In May last year the Department for Education and Employment issued to all schools detailed guidance on teaching about drugs and dealing with drug-related incidents on school premises. The advice applies to all substances whose use or misuse may have harmful effects on the body, including alcohol. In addition, the advice contains a specific chapter on alcohol.
Much was made of the issue of by-laws and I agree with what was said by the noble Lord, Lord McIntosh. Local authorities can make by-laws under which it is an offence to drink intoxicating liquor in designated public places. I am happy to say that much is being made of that facility by local authorities. As regards proof of age, there is some read across to identity cards. No doubt we shall have much discussion about that aspect of identity cards when we debate the matter at a later date.
The noble Lord, Lord Addington, made an important point about public transport. We fully acknowledge the importance of making public transport safe for everyone. We have been involved in a number of successful initiatives to improve transport security. I would be happy to write to the noble Lord to inform him of some of those initiatives.
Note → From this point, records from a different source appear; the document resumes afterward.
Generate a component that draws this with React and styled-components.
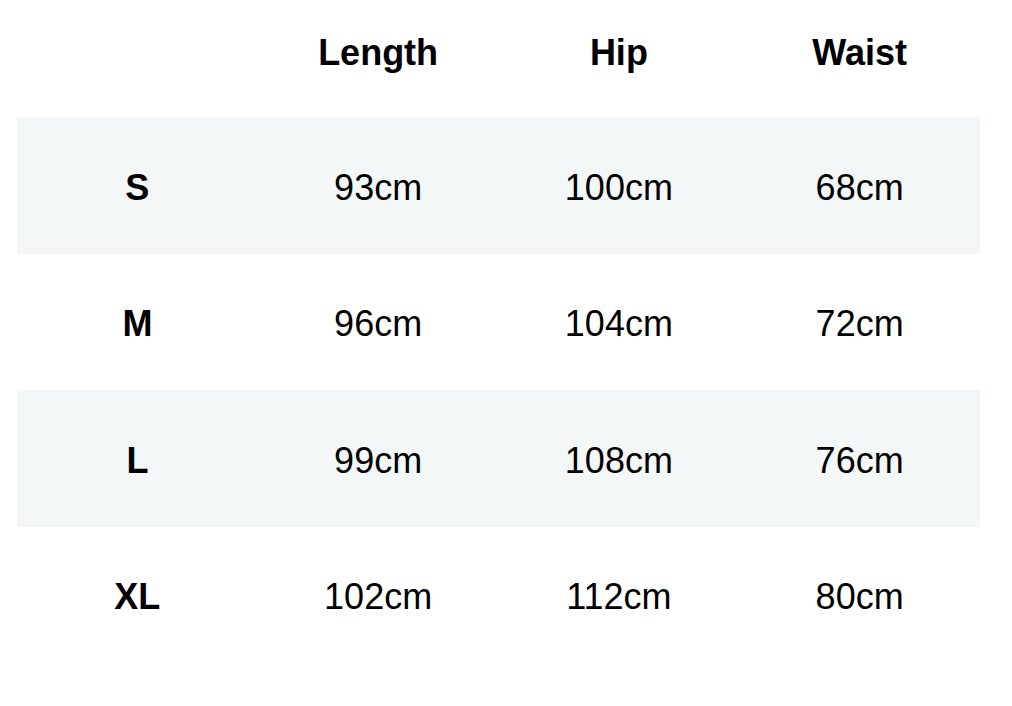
import styled, { createGlobalStyle } from 'styled-components'

const GlobalStyle = createGlobalStyle`
  html, body {
    margin: 0;
    padding: 0;
    background: #ffffff;
  }
  body {
    font-family: "Liberation Sans", Arial, Helvetica, sans-serif;
    color: #000;
  }
`

const Page = styled.main`
  width: 1012px;
  height: 706px;
  padding: 0 32px 0 17px;
  box-sizing: border-box;
`

const Table = styled.div`
  display: flex;
  flex-direction: column;
`

const HeadRow = styled.div`
  display: grid;
  grid-template-columns: repeat(4, 1fr);
  height: 104px;
  margin-bottom: 13px;
`

const Row = styled.div`
  display: grid;
  grid-template-columns: repeat(4, 1fr);
  height: 136.5px;
  background: ${({ $striped }) => ($striped ? '#f4f7f8' : 'transparent')};
`

const Cell = styled.div`
  display: flex;
  align-items: center;
  justify-content: center;
  font-size: 36px;
  font-weight: ${({ $bold }) => ($bold ? 700 : 400)};
  padding-top: ${({ $head }) => ($head ? '1px' : '5px')};
`

const columns = ['Length', 'Hip', 'Waist']

const sizes = [
  { size: 'S', values: ['93cm', '100cm', '68cm'] },
  { size: 'M', values: ['96cm', '104cm', '72cm'] },
  { size: 'L', values: ['99cm', '108cm', '76cm'] },
  { size: 'XL', values: ['102cm', '112cm', '80cm'] },
]

export default function App() {
  return (
    <>
      <GlobalStyle />
      <Page>
        <Table>
          <HeadRow>
            <Cell $head />
            {columns.map((c) => (
              <Cell key={c} $head $bold>
                {c}
              </Cell>
            ))}
          </HeadRow>
          {sizes.map((row, i) => (
            <Row key={row.size} $striped={i % 2 === 0}>
              <Cell $bold>{row.size}</Cell>
              {row.values.map((v, j) => (
                <Cell key={j}>{v}</Cell>
              ))}
            </Row>
          ))}
        </Table>
      </Page>
    </>
  )
}
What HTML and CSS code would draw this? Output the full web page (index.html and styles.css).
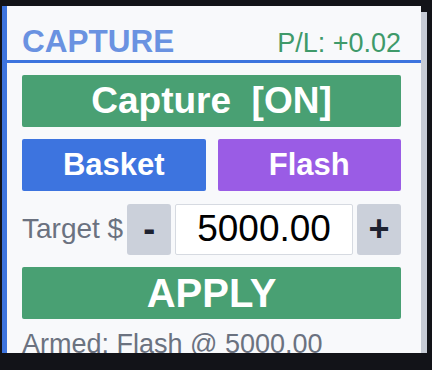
FILE: index.html
```html
<!DOCTYPE html>
<html lang="en">
<head>
    <meta charset="UTF-8">
    <meta name="viewport" content="width=device-width, initial-scale=1.0">
    <title>Capture</title>
    <link rel="stylesheet" href="styles.css">
</head>
<body>
    <div class="panel"> <!-- capture widget -->
        <div class="panel-head">
            <span class="title">CAPTURE</span>
            <span class="pl">P/L: +0.02</span>
        </div>

        <div class="panel-body">
            <button class="btn btn-green btn-toggle">Capture&nbsp;&nbsp;[ON]</button>

            <div class="mode-row">
                <button class="btn btn-blue">Basket</button>
                <button class="btn btn-purple">Flash</button>
            </div>

            <div class="target-row">
                <span class="target-label">Target $</span>
                <button class="step">-</button>
                <input class="target-input" type="text" value="5000.00">
                <button class="step">+</button>
            </div>

            <button class="btn btn-green btn-apply">APPLY</button>

            <div class="status">Armed: Flash @ 5000.00</div>
        </div>
    </div>
</body>
</html>
```

FILE: styles.css
```css
body {
    margin: 0;
    background-color: #121318;
    font-family: "Liberation Sans", Arial, sans-serif;
}
.panel {
    margin: 6px 0 0 2px;
    width: 414px;
    height: 347px;
    overflow: hidden;
    background-color: #f8f9fb;
    border-left: 5px solid #3d74df;
    box-shadow: 6px 6px 0 #c6cbd5;
}
.panel-head {
    display: flex;
    justify-content: space-between;
    align-items: baseline;
    padding: 19px 20px 1px 15px;
    line-height: 32px;
    border-bottom: 3px solid #3d74df;
}
.title {
    font-size: 31.5px;
    font-weight: bold;
    color: #6a92e1;
}
.pl {
    font-size: 27px;
    color: #3f9a6a;
}
.panel-body {
    display: flex;
    flex-direction: column;
    gap: 12px;
    padding: 12px 20px 0 15px;
}
.btn {
    height: 52px;
    border: none;
    border-radius: 2px;
    color: white;
    font-family: inherit;
    font-weight: bold;
    padding: 0;
}
.btn-green {
    background-color: #49a073;
}
.btn-blue {
    background-color: #3d74df;
}
.btn-purple {
    background-color: #9a5ce5;
}
.btn-toggle {
    font-size: 37px;
}
.btn-apply {
    font-size: 40px;
}
.mode-row {
    display: grid;
    grid-template-columns: 1fr 1fr;
    gap: 12px;
}
.mode-row .btn {
    font-size: 31px;
}
.target-row {
    display: flex;
    align-items: center;
    gap: 4px;
    height: 52px;
}
.target-label {
    font-size: 28px;
    color: #6b7280;
}
.step {
    width: 44px;
    height: 51px;
    border: none;
    border-radius: 3px;
    background-color: #cbd0da;
    color: #1e2230;
    font-family: inherit;
    font-size: 36px;
    font-weight: bold;
    padding: 0;
}
.target-input {
    flex: 1;
    min-width: 0;
    height: 51px;
    box-sizing: border-box;
    border: 1px solid #d6dae1;
    border-radius: 2px;
    background-color: white;
    font-family: inherit;
    font-size: 37px;
    text-align: center;
    color: black;
    padding: 0;
}
.status {
    font-size: 27px;
    line-height: 26px;
    color: #6b7280;
}
```
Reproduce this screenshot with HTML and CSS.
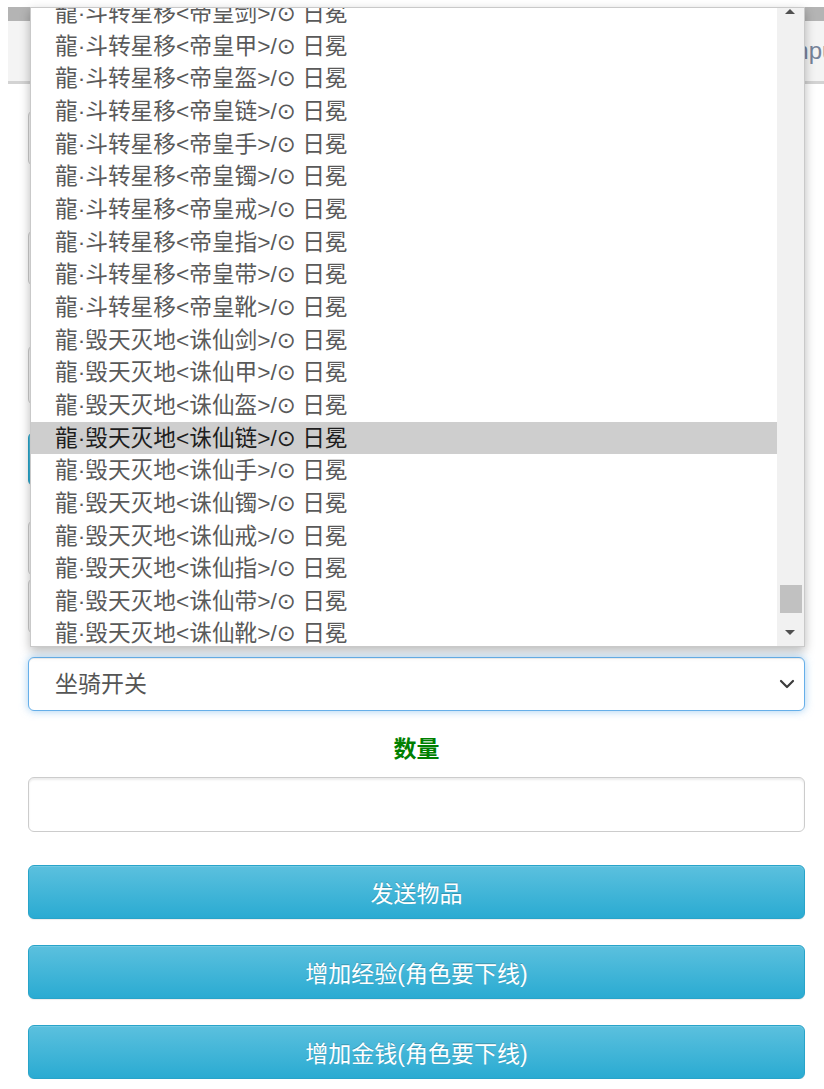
FILE: index.html
```html
<!DOCTYPE html>
<html lang="zh-CN">
<head>
    <meta charset="UTF-8">
    <meta name="viewport" content="width=device-width, initial-scale=1.0">
    <title>GM工具</title>
    <link rel="stylesheet" href="styles.css">
</head>
<body>
    <div class="header">
        <div class="header-bar"></div>
        <div class="header-body">
            <span class="header-title">Input</span>
        </div>
    </div>
    <div class="container">
        <form class="gm-form">
            <input class="form-control gap-first" type="text">
            <input class="form-control gap-label" type="text">
            <input class="form-control tall gap-label-sm" type="text">
            <button class="btn btn-info gap-btn" type="button"></button>
            <input class="form-control gap-md" type="text">
            <input class="form-control gap-xs" type="text">
            <div class="select-wrap gap-select">
                <select class="form-control select-focus">
                    <option>坐骑开关</option>
                </select>
                <svg class="select-arrow" width="16" height="10" viewBox="0 0 16 10">
                    <path d="M2 2 L8 8 L14 2" fill="none" stroke="#3c3c3c" stroke-width="2.2" stroke-linecap="round" stroke-linejoin="round"/>
                </svg>
            </div>
            <label class="form-label">数量</label>
            <input class="form-control amount" type="text">
            <button class="btn btn-info gap-send" type="button">发送物品</button>
            <button class="btn btn-info gap-btn-sm" type="button">增加经验(角色要下线)</button>
            <button class="btn btn-info gap-btn-sm" type="button">增加金钱(角色要下线)</button>
        </form>
    </div>

    <!-- open option list of the item select -->
    <div class="select-popup">
        <div class="options">
            <div class="option">龍·斗转星移&lt;帝皇剑&gt;/⊙ 日冕</div>
            <div class="option">龍·斗转星移&lt;帝皇甲&gt;/⊙ 日冕</div>
            <div class="option">龍·斗转星移&lt;帝皇盔&gt;/⊙ 日冕</div>
            <div class="option">龍·斗转星移&lt;帝皇链&gt;/⊙ 日冕</div>
            <div class="option">龍·斗转星移&lt;帝皇手&gt;/⊙ 日冕</div>
            <div class="option">龍·斗转星移&lt;帝皇镯&gt;/⊙ 日冕</div>
            <div class="option">龍·斗转星移&lt;帝皇戒&gt;/⊙ 日冕</div>
            <div class="option">龍·斗转星移&lt;帝皇指&gt;/⊙ 日冕</div>
            <div class="option">龍·斗转星移&lt;帝皇带&gt;/⊙ 日冕</div>
            <div class="option">龍·斗转星移&lt;帝皇靴&gt;/⊙ 日冕</div>
            <div class="option">龍·毁天灭地&lt;诛仙剑&gt;/⊙ 日冕</div>
            <div class="option">龍·毁天灭地&lt;诛仙甲&gt;/⊙ 日冕</div>
            <div class="option">龍·毁天灭地&lt;诛仙盔&gt;/⊙ 日冕</div>
            <div class="option active">龍·毁天灭地&lt;诛仙链&gt;/⊙ 日冕</div>
            <div class="option">龍·毁天灭地&lt;诛仙手&gt;/⊙ 日冕</div>
            <div class="option">龍·毁天灭地&lt;诛仙镯&gt;/⊙ 日冕</div>
            <div class="option">龍·毁天灭地&lt;诛仙戒&gt;/⊙ 日冕</div>
            <div class="option">龍·毁天灭地&lt;诛仙指&gt;/⊙ 日冕</div>
            <div class="option">龍·毁天灭地&lt;诛仙带&gt;/⊙ 日冕</div>
            <div class="option">龍·毁天灭地&lt;诛仙靴&gt;/⊙ 日冕</div>
        </div>
        <div class="scrollbar">
            <span class="arrow-up"></span>
            <span class="thumb"></span>
            <span class="arrow-down"></span>
        </div>
    </div>
</body>
</html>
```

FILE: styles.css
```css
/* Common styles */
body {
    margin: 0;
    padding: 0;
    font-family: "Liberation Sans", "DejaVu Sans", "Noto Sans CJK SC", sans-serif;
    background-color: #ffffff;
    color: #555555;
    overflow: hidden;
}
.header {
    margin: 7px 0 0 8px;
}
.header-bar {
    height: 14px;
    background-color: #b4b4b4;
}
.header-body {
    height: 60px;
    background-color: #f4f4f4;
    border-bottom: 3px solid #d3d3d3;
    display: flex;
    justify-content: flex-end;
    align-items: center;
    overflow: hidden;
}
.header-title {
    font-size: 24px;
    color: #76839a;
    margin-right: -18px;
}
.container {
    padding: 0 19px 0 28px;
}
.gm-form {
    display: flex;
    flex-direction: column;
}
.form-control {
    display: block;
    box-sizing: border-box;
    width: 100%;
    height: 56px;
    margin: 0;
    padding: 0 26px;
    font-family: inherit;
    font-size: 23px;
    color: #555555;
    background-color: #ffffff;
    border: 1px solid #cccccc;
    border-radius: 6px;
    box-shadow: inset 0 2px 2px rgba(0, 0, 0, 0.075);
}
.form-control.tall {
    height: 60px;
}
.gap-first { margin-top: 26px; }
.gap-label { margin-top: 64px; }
.gap-label-sm { margin-top: 59px; }
.gap-btn { margin-top: 27px; }
.gap-md { margin-top: 34px; }
.gap-xs { margin-top: 2px; }
.gap-select { margin-top: 23px; }
.gap-send { margin-top: 33px; }
.gap-btn-sm { margin-top: 26px; }

.select-wrap {
    position: relative;
}
.select-focus {
    height: 54px;
    appearance: none;
    border-color: #66afe9;
    box-shadow: inset 0 1px 1px rgba(0, 0, 0, 0.075), 0 0 8px rgba(102, 175, 233, 0.6);
    outline: none;
}
.select-arrow {
    position: absolute;
    right: 10px;
    top: 22px;
}
.form-label {
    display: block;
    box-sizing: border-box;
    height: 66px;
    padding-top: 11px;
    line-height: 55px;
    text-align: center;
    font-size: 23px;
    font-weight: bold;
    color: #008000;
}
.amount {
    height: 55px;
}
.btn {
    display: block;
    box-sizing: border-box;
    width: 100%;
    height: 54px;
    margin-bottom: 0;
    padding: 0;
    font-family: inherit;
    font-size: 23px;
    color: #ffffff;
    text-shadow: 0 -1px 0 rgba(0, 0, 0, 0.2);
    border: 1px solid #28a4c9;
    border-radius: 6px;
    cursor: pointer;
}
.btn-info {
    background-image: linear-gradient(to bottom, #5bc0de 0, #2aabd2 100%);
    box-shadow: inset 0 1px 0 rgba(255, 255, 255, 0.15), 0 1px 1px rgba(0, 0, 0, 0.075);
}

/* open dropdown list */
.select-popup {
    position: absolute;
    top: 7px;
    left: 30px;
    width: 775px;
    height: 640px;
    box-sizing: border-box;
    background-color: #ffffff;
    border: 1px solid #c9c9c9;
    box-shadow: 0 4px 10px rgba(0, 0, 0, 0.28);
    overflow: hidden;
    display: flex;
}
.options {
    flex: 1;
    margin-top: -11px;
}
.option {
    height: 32.67px;
    line-height: 32.67px;
    padding-left: 24px;
    font-size: 22.7px;
    color: #5a5a5a;
    white-space: nowrap;
}
.option.active {
    background-color: #cecece;
    color: #1e1e1e;
}
.scrollbar {
    position: relative;
    width: 27px;
    background-color: #f1f1f1;
}
.arrow-up,
.arrow-down {
    position: absolute;
    left: 8px;
    width: 0;
    height: 0;
    border-left: 5px solid transparent;
    border-right: 5px solid transparent;
}
.arrow-up {
    top: 1px;
    border-bottom: 5px solid #505050;
}
.arrow-down {
    bottom: 11px;
    border-top: 5px solid #505050;
}
.thumb {
    position: absolute;
    left: 3px;
    right: 2px;
    top: 577px;
    height: 28px;
    background-color: #c1c1c1;
}
```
We acknowledge the importance of door supervisors, a point made by the noble Lord, Lord McIntosh. There have been problems with violence by door supervisors in certain parts of the country. The police have reported that where this is the case, local registration schemes based on the attachment of conditions such as registration to public entertainment licences have proved effective in reducing incidents. The extent of the problem varies from district to district, with some areas experiencing little or no difficulties. However, it can be and should be a matter for local authorities to address.
We have had a wide-ranging debate, albeit a short one, which has been much informed by the recent report of the All-Party Group on Alcohol Misuse. Yes, crime is a most pressing social problem in this country today, but I do not accept that one of the most obvious social problems--that is, alcohol misuse--has been ignored. The Government are concerned to reduce crime and disorder associated with alcohol misuse and they welcome the many initiatives designed to encourage sensible drinking. In examining alcohol misuse, it is important that excuses are not sought for those who engage in crime. It is individuals who choose to commit crimes. Help is available to those requiring treatment for alcohol dependence. Other approaches have to be pursued too. The recent revised sensible drinking levels offer soundly based and credible advice on which people can base their own choices.
It has been said many times before that teamwork is important. In order to be really effective, action has to be taken at the local level where the problems of alcohol misuse actually occur. We will continue to encourage local agencies, statutory, voluntary and commercial, to work together in all parts of the country to promote the sensible drinking message, to discourage alcohol misuse and to provide help for people who have alcohol-related problems. Whatever noble Lords' nightcap, I wish them a safe journey home.